Tennant's first son, Kevin T. Evans, was shot to death July 19, 1996, minutes after he and three others robbed Brandon Wallace of cash and drugs at North Fifth and Harris streets. Wallace, then 19, was convicted of third-degree murder.
Police said they found cocaine on Granthon's body, but whether drugs were involved in the killing has not been determined, city spokesman Matthew Coulter said. The claim that Granthon was involved with drugs came as a surprise to those who knew him best.
"I didn't know a person who didn't like Brandon," his friend Ashley Green said. "Everyone adored him and respected him."
Granthon spent a lot of time volunteering, school officials said. He participated in a reading program where he and others read to students at Harrisburg and Steelton schools. He worked a bargain box rummage sale and volunteered at Downtown Daily Bread, a Harrisburg soup kitchen.
Teachers and staff at the university said Granthon was a leader and had a knack for applying what he learned to real-life situations.
"He consistently was a model to the other students," said Jenni Olivetti, a student services administrator. "They watched how he worked and would follow him."
Mourners gathered at the university campus on Market Street just after 5 p.m. and walked, candles in hand, across the Mulberry Street bridge, passing beautiful murals that included one sketch of a blond girl holding a sign with "peace" written on it.

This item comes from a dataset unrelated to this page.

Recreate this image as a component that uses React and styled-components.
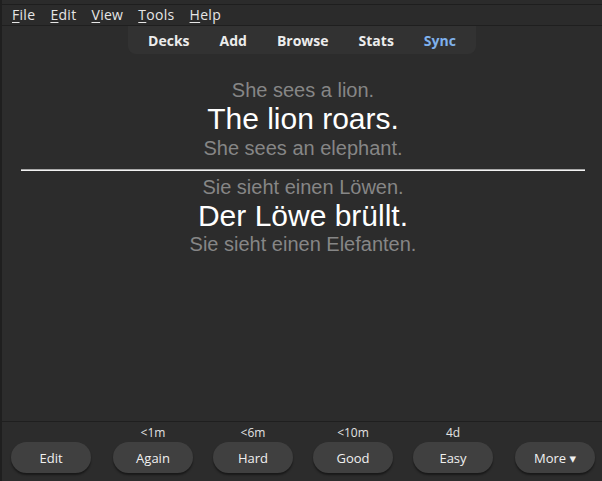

They stopped at Mulberry and Crescent and stood, many sobbing and embracing each other, for more than a half-hour and placed lit candles in white, paper cups among the flowers, balloons and pictures. Granthon's 6-year-old brother, Mark Lindsay, drew a heart on a white piece of paper and placed it against a picture of his brother.
"It feels like I had my heart ripped out of my chest," said Brandon's mother, Theresa Granthon, as she clutched the stem of a small red balloon with "I love you" written on it.
Others struggled to make sense of it and pleaded for answers.
"I just want to know what happened and I want to know why," Green said. "I just want to know why."